Barbelo, in these ancient streams, is often understood as the first emanation, the first outshining, the first self-disclosure of the Invisible Spirit.
People have called Barbelo forethought.
They have called Barbelo first thought.
They have called Barbelo the womb of fullness.
They have called Barbelo the Mother-Father.
They have called Barbelo the luminous matrix through which manifestation begins.
Now, can I prove every theological implication of that to a courtroom standard?
No.
And I do not need to pretend that I can.
But I can say this:
the very existence of these streams tells us that not all early followers and seekers experienced divine reality through the narrow categories that later orthodoxy standardized.
That matters.
Because once you know that, you stop acting like the final doctrinal system handed to you is the only language humanity ever had for the sacred.
And maybe that is exactly why these things disturb people.
Not because they are dangerous in themselves,
but because they expose that the story was bigger than we were told.
Now, let me be careful.
I am not saying,
Throw everything out.
I am not saying,
Every hidden text is pure.
I am not saying,
Whatever is strange must be true.
I am saying:
if in all our getting we are to get understanding,
then we should not be afraid to look.
Especially when fear itself was one of the main tools used to keep people from looking.
For most of my life, I was told there were things you do not touch,
things you do not read,
things you do not question,
things you do not explore.
And the fear was intense.
But the Spirit does not lead by fear.
The Spirit leads by truth.
And if the Spirit is trying to remove all fear,
then some of what we call danger may simply be the discomfort of stepping beyond inherited walls.

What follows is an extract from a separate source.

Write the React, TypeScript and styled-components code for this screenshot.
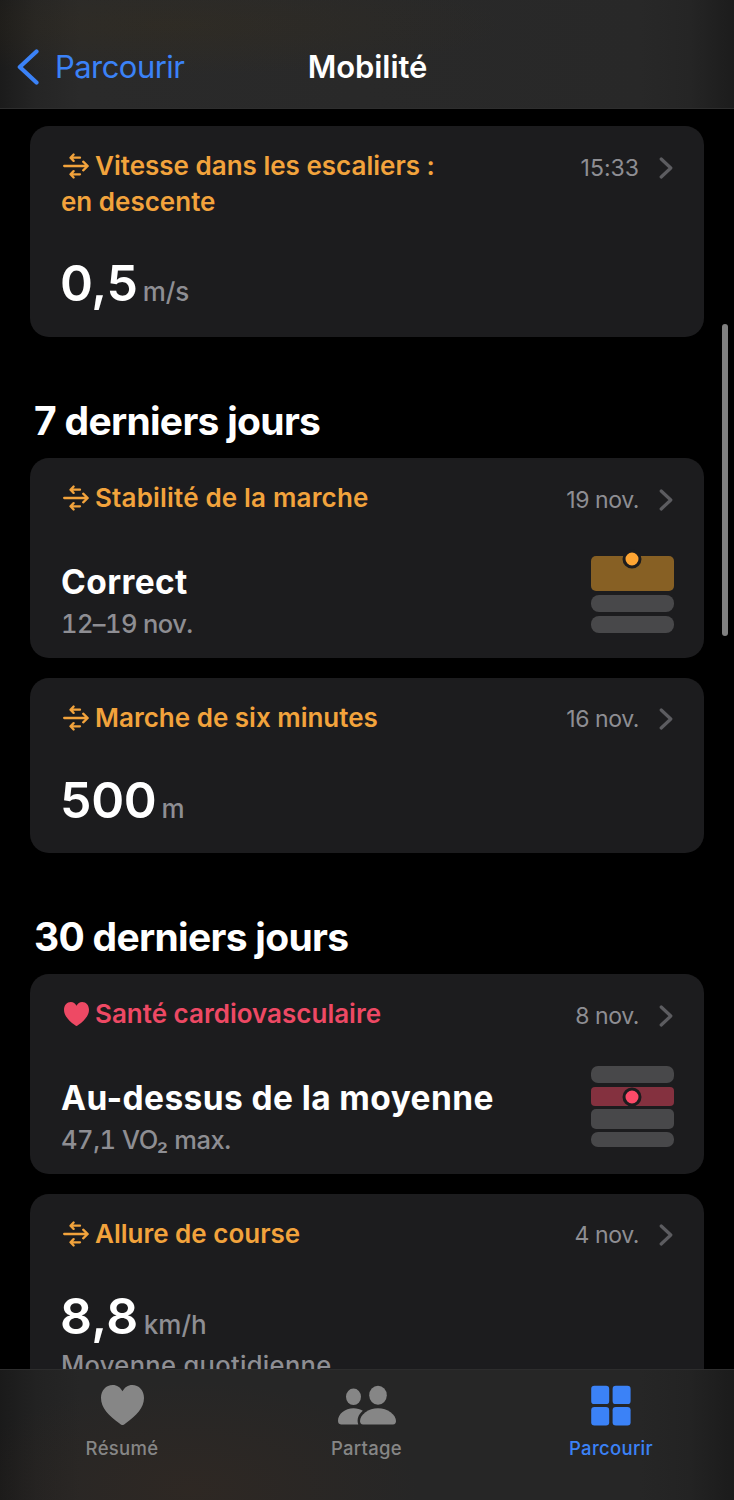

That does not mean we become gullible.
It means we become honest.
Honest enough to admit that truth can offend the ego.
Honest enough to admit that cognitive dissonance is not always the devil.
Honest enough to admit that being triggered is often a sign that something deeper is being touched.
Because those who live in the great law of God are not ruled by offense.
Why?
Because love is not terrified of enlargement.
Truth is not afraid of examination.
Wisdom is not threatened by deeper seeing.
And maybe that is part of what is happening here.
Maybe the offense comes because people built their entire world on an incomplete image of God.
A heavily masculinized image.
A flattened image.
A controlled image.
A sanctioned image.
And when language of Mother, womb, first thought, emanation, and feminine fullness appears,
it does not merely challenge a doctrine.
It challenges an entire psychic architecture.
It challenges who gets to speak for God.
It challenges who gets to represent God.
It challenges the assumption that divine fullness can be reduced to male-coded authority structures.
And listen:
I am not living without the feminine.
I am not interested in a spirituality that amputates half the mystery.
I am not interested in a theology that can command but cannot conceive.
I am not interested in a God-language that knows how to rule but not how to birth.
Because if there is no womb,
there is no appearing.
If there is no hiddenness,
there is no formation.
If there is no receptivity,
there is no incarnation.
Something in us knows this.
That is why these words pull on people, even if they do not fully understand them yet.
Mother of All.
First Thought.
Three Forms of First Thought.
Barbelo.
These are not just exotic terms.
They are signposts.
They are invitations to remember that divine reality may be more spacious, more radiant, more maternal, more interior, and more alive than the systems we inherited allowed.
And were these ideas “taken out of Scripture”?
Maybe not in the simplistic sense people usually mean.
Maybe the deeper truth is that one stream got canonized and another stream got sidelined.
One vocabulary was preserved in the center, and another was pushed to the margins.
One way of narrating divine order was called safe, and another was called dangerous.
And once power gets involved, that is never accidental.
Because control prefers a narrow God.
Control prefers sanctioned language.
Control prefers a heaven with gatekeepers.
Control prefers a canon that can be monopolized.
But the living Spirit keeps breaking out of boxes.
The living Spirit keeps leading people into places they were told not to go.
The living Spirit keeps illuminating what fear tried to bury.
The living Spirit keeps calling people beyond the stale certainty of borrowed conclusions.
So no, I am not afraid of these words.
I am listening.
I am discerning.
I am letting them ask me questions.
Not because I worship novelty,
but because I worship truth.
And truth has never been threatened by honest seeking.
So maybe the real issue is not whether these words sound orthodox enough.
Maybe the real issue is this:
Can we allow ourselves to be led into deeper understanding,
even when it unsettles what we thought was complete?
Can we let the Spirit reveal dimensions we were told were forbidden?
Can we admit that part of the fracture in religion may come from suppressing the feminine face of divine disclosure?
Can we acknowledge that birth, wisdom, hiddenness, receptivity, and first thought matter?
Because if we cannot,
then we may keep defending a God we were handed
while resisting the God who is still unveiling.
And I would rather be offended into truth
than comforted inside distortion.
I would rather walk through the dissonance and come into deeper seeing
than cling to inherited fear and call it discernment.
So let us talk about Mother of All.
Let us talk about First Thought.
Let us talk about Barbelo.
Let us talk about what was centered,
what was marginalized,
what was canonized,
what was feared,
and what still whispers beneath the surface.
Because maybe the question is not just,
What was left out?
Maybe the deeper question is,
What in us was never allowed to come forth?
And maybe part of healing is letting it be born.
Do not fear the doorway that asks you to see more deeply.
What is true will not collapse under honest light.
Let wisdom unsettle what fear built in you.
The womb of God is not your enemy.
Be still enough to let deeper understanding come forth.